Fermata dai giornalisti mentre si recava in ufficio, il ministro, signora Casellati ha spiegato con pazienza e circospezione la filosofia della riforma costituzionale presentata a suo nome. Ella ha detto che dopo una “lunga riflessione” si voleva proporre l’elezione diretta del presidente della Repubblica, ma, considerata l’obiezione delle opposizioni a riguardo, sarebbe andata bene anche l’elezione diretta del presidente del Consiglio. Argomento che sin dal suo incipit, il ministro perdoni, lascia per lo meno interdetti. La lunga riflessione condotta avrebbe portato a ritenere comunque importante eleggere uno dei due vertici istituzionali direttamente, quale che fosse? Nessuno dei giornalisti ha formulato una tale domanda e il ministro ha proseguito il suo excursus serenamente. Negli ultimi tredici anni non abbiamo più avuto governi scelti dagli italiani, questo il terribile problema a cui la maggioranza voleva ovviare. Ma allora, l’impostazione andrebbe capovolta, ovvero bisognerebbe ridisegnare integralmente la seconda parte della Costituzione, per la quale appunto il governo viene scelto dalle Camere, non dal popolo direttamente. Se poi il ministro, signora Casellati accetta un consiglio amichevole, la maggioranza prolunghi ancora la riflessione in modo da fissare bene questo aspetto specifico, per il quale la Costituzione repubblicana del 1948 presume un governo parlamentare e non un governo che esca la notte del voto dalle urne, cosa che pure, a dire il vero, chiedeva anche l’onorevole Bersani.

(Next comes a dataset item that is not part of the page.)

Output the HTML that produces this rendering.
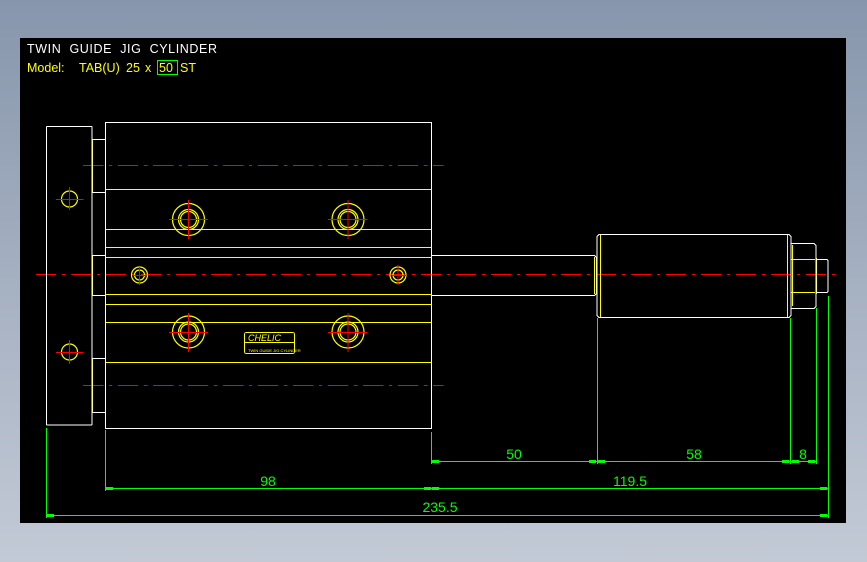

Altro argomento toccato dal ministro, quello secondo cui ad un dato momento, necessariamente, maggioranza ed opposizione si devono venire incontro. Ella ha detto si deve trovare “un punto di caduta”. Tuttavia se al Pd non si ricordano cosa diceva Bersani nel 2014, o quale fosse il progetto di riforma Ceccanti, 4 anni prima,, con tutta la buona volontà, questo “punto di caduta” appare un pio desiderio. Si escluda immediatamente una qualche intesa possibile con il movimento 5 stelle, la cui idea della Costituzione è riduciamo il numero dei parlamentari perché costano troppo. In queste condizioni il ministro Casellati dovrà necessariamente scordarsi che intervenga una qualche forza maggiore in grado di imporre un’intesa politica fra gruppi parlamentari contrapposti. Ritornassero piuttosto alla solidarietà nazionale, oppure si rimettano alla divina provvidenza. Tanto che, per quanto fosse brillante ed audace il progetto di riforma del governo, questo ha ricevuto una pioggia di quasi tremila emendamenti, il che, dispiace, conferma che il punto di caduta non si trova. Piuttosto andrebbe considerata caduta la proposta di riforma, e buon senso consiglierebbe di ricominciare la pratica da capo, magari partendo dal principio che eleggere direttamente il presidente del consiglio o eleggere direttamente il capo dello Stato, non è affatto equivalente.
Il ministro Casellati, poi, ha tutto il diritto di perseverare in quello che ritiene più opportuno ed infatti ha detto di aspettare qualcuno che le spieghi il motivo per cui sia diverso mettere il nome del presidente del consiglio sulla scheda piuttosto che non metterlo. A tutti gli effetti ha ragione. Per anni Forza Italia aveva sulla scheda il nome “Berlusconi presidente” e nemmeno si sapeva presidente di che, e anche quando Berlusconi diventava presidente del Consiglio, abbiamo visto che il Parlamento poteva serenamente destituirlo e scegliersi un altro al suo posto. La questione infatti, anche se ci sono state eccezioni di costituzionalità, ne mosse a suo tempo per primo Giovanni Sartori, non viene certo risolta dalla stampa della scheda. Piuttosto si tratta di riscrivere, come ha fatto il governo, l’articolo 92, per il quale “il presidente della Repubblica nomina il presidente del consiglio dei ministri” e senza nessuna eccezione. In pratica il presidente della Repubblica ha la libertà di nominare chi gli pare, dentro o fuori dal Parlamento. La Carta non prevede nemmeno le consultazioni, che sono solo una consuetudine del Capo dello Stato. L’articolo 92 è l’architrave stesso del titolo terzo della Costituzione, “il Governo”. Verrebbe da stupirsi che il ministro non si renda conto della posizione in cui si trova. Per intervenire su quattro articoli di questa rilevanza, il 52, l’88. il 92, appunto ed anche il 94, non basta riscrivere qualche comma. Bisogna convocare un’Assemblea costituente e formulare un nuovo e diverso impianto costituzionale. Buona fortuna.